Reproduce every line of the material below, but drop the pictures.

▶ [Records shown]
— Start —

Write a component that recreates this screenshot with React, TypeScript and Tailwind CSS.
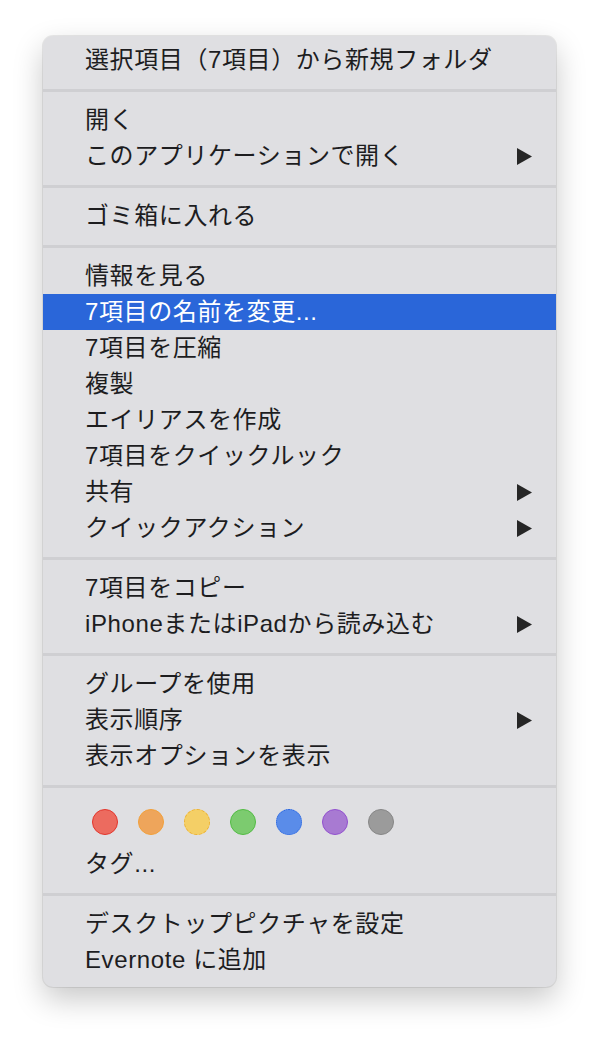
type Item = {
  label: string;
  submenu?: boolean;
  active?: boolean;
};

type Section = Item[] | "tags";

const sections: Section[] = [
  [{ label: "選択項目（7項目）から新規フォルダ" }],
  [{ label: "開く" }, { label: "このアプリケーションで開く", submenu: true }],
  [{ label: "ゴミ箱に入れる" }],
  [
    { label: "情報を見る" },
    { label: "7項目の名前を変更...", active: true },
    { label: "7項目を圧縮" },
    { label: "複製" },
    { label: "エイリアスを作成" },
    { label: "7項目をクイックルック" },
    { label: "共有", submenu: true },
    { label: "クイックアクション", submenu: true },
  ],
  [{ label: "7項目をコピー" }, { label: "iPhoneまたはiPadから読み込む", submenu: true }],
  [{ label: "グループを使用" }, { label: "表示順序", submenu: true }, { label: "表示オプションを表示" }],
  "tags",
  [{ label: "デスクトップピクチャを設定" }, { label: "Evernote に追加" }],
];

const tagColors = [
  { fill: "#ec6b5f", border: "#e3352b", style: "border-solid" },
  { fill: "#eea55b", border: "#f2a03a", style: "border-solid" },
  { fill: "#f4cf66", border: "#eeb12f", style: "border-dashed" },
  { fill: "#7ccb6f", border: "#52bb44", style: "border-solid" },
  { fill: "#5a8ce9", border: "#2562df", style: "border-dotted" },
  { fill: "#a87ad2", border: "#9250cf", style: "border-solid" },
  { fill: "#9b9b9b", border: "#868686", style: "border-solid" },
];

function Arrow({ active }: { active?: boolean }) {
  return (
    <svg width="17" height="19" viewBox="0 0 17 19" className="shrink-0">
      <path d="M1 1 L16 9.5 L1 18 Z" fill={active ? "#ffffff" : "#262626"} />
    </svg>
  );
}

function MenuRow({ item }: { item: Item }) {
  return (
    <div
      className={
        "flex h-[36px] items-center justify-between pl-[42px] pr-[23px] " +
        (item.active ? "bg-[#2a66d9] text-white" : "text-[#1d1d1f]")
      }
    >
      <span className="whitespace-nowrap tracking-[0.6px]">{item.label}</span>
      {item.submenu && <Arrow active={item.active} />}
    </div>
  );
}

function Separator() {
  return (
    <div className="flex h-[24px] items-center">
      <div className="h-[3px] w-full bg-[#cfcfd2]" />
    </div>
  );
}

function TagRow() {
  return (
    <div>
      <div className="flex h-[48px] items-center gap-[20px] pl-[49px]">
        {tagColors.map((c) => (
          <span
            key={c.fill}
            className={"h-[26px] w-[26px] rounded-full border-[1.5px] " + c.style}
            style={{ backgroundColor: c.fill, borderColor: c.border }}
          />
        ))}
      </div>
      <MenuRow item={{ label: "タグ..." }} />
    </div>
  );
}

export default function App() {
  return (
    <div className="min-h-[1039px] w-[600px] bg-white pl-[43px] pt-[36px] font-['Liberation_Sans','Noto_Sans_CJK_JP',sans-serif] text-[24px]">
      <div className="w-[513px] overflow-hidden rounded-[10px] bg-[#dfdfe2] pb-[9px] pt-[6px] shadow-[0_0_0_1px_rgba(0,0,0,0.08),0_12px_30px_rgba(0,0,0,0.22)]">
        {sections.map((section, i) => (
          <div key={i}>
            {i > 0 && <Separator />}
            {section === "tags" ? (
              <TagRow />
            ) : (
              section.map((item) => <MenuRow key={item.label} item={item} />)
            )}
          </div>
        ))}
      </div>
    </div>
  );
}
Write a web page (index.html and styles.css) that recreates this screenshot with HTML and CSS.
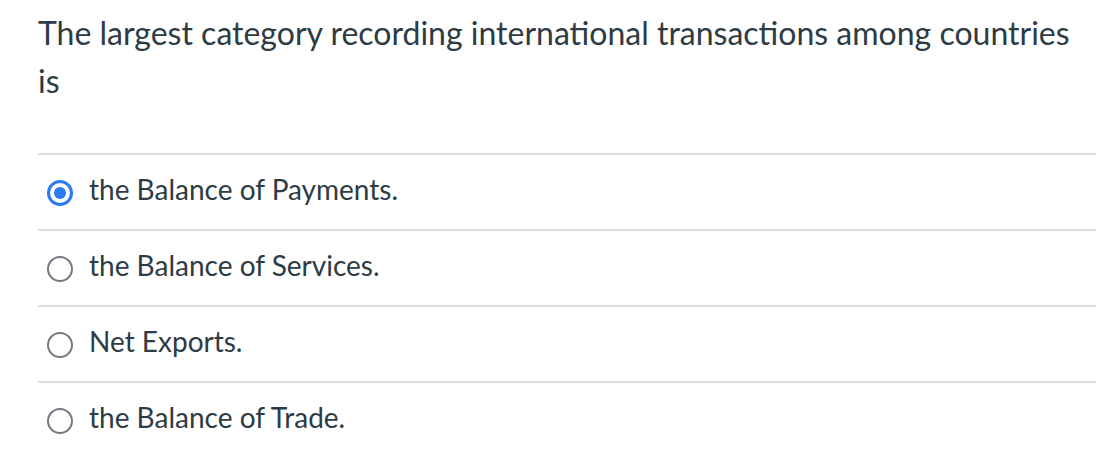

— End —

▶ [Response for this exercise]
Write a component that recreates this screenshot with React, TypeScript and Tailwind CSS.
type Item = {
  label: string;
  submenu?: boolean;
  active?: boolean;
};

type Section = Item[] | "tags";

const sections: Section[] = [
  [{ label: "選択項目（7項目）から新規フォルダ" }],
  [{ label: "開く" }, { label: "このアプリケーションで開く", submenu: true }],
  [{ label: "ゴミ箱に入れる" }],
  [
    { label: "情報を見る" },
    { label: "7項目の名前を変更...", active: true },
    { label: "7項目を圧縮" },
    { label: "複製" },
    { label: "エイリアスを作成" },
    { label: "7項目をクイックルック" },
    { label: "共有", submenu: true },
    { label: "クイックアクション", submenu: true },
  ],
  [{ label: "7項目をコピー" }, { label: "iPhoneまたはiPadから読み込む", submenu: true }],
  [{ label: "グループを使用" }, { label: "表示順序", submenu: true }, { label: "表示オプションを表示" }],
  "tags",
  [{ label: "デスクトップピクチャを設定" }, { label: "Evernote に追加" }],
];

const tagColors = [
  { fill: "#ec6b5f", border: "#e3352b", style: "border-solid" },
  { fill: "#eea55b", border: "#f2a03a", style: "border-solid" },
  { fill: "#f4cf66", border: "#eeb12f", style: "border-dashed" },
  { fill: "#7ccb6f", border: "#52bb44", style: "border-solid" },
  { fill: "#5a8ce9", border: "#2562df", style: "border-dotted" },
  { fill: "#a87ad2", border: "#9250cf", style: "border-solid" },
  { fill: "#9b9b9b", border: "#868686", style: "border-solid" },
];

function Arrow({ active }: { active?: boolean }) {
  return (
    <svg width="17" height="19" viewBox="0 0 17 19" className="shrink-0">
      <path d="M1 1 L16 9.5 L1 18 Z" fill={active ? "#ffffff" : "#262626"} />
    </svg>
  );
}

function MenuRow({ item }: { item: Item }) {
  return (
    <div
      className={
        "flex h-[36px] items-center justify-between pl-[42px] pr-[23px] " +
        (item.active ? "bg-[#2a66d9] text-white" : "text-[#1d1d1f]")
      }
    >
      <span className="whitespace-nowrap tracking-[0.6px]">{item.label}</span>
      {item.submenu && <Arrow active={item.active} />}
    </div>
  );
}

function Separator() {
  return (
    <div className="flex h-[24px] items-center">
      <div className="h-[3px] w-full bg-[#cfcfd2]" />
    </div>
  );
}

function TagRow() {
  return (
    <div>
      <div className="flex h-[48px] items-center gap-[20px] pl-[49px]">
        {tagColors.map((c) => (
          <span
            key={c.fill}
            className={"h-[26px] w-[26px] rounded-full border-[1.5px] " + c.style}
            style={{ backgroundColor: c.fill, borderColor: c.border }}
          />
        ))}
      </div>
      <MenuRow item={{ label: "タグ..." }} />
    </div>
  );
}

export default function App() {
  return (
    <div className="min-h-[1039px] w-[600px] bg-white pl-[43px] pt-[36px] font-['Liberation_Sans','Noto_Sans_CJK_JP',sans-serif] text-[24px]">
      <div className="w-[513px] overflow-hidden rounded-[10px] bg-[#dfdfe2] pb-[9px] pt-[6px] shadow-[0_0_0_1px_rgba(0,0,0,0.08),0_12px_30px_rgba(0,0,0,0.22)]">
        {sections.map((section, i) => (
          <div key={i}>
            {i > 0 && <Separator />}
            {section === "tags" ? (
              <TagRow />
            ) : (
              section.map((item) => <MenuRow key={item.label} item={item} />)
            )}
          </div>
        ))}
      </div>
    </div>
  );
}
Write a web page (index.html and styles.css) that recreates this screenshot with HTML and CSS.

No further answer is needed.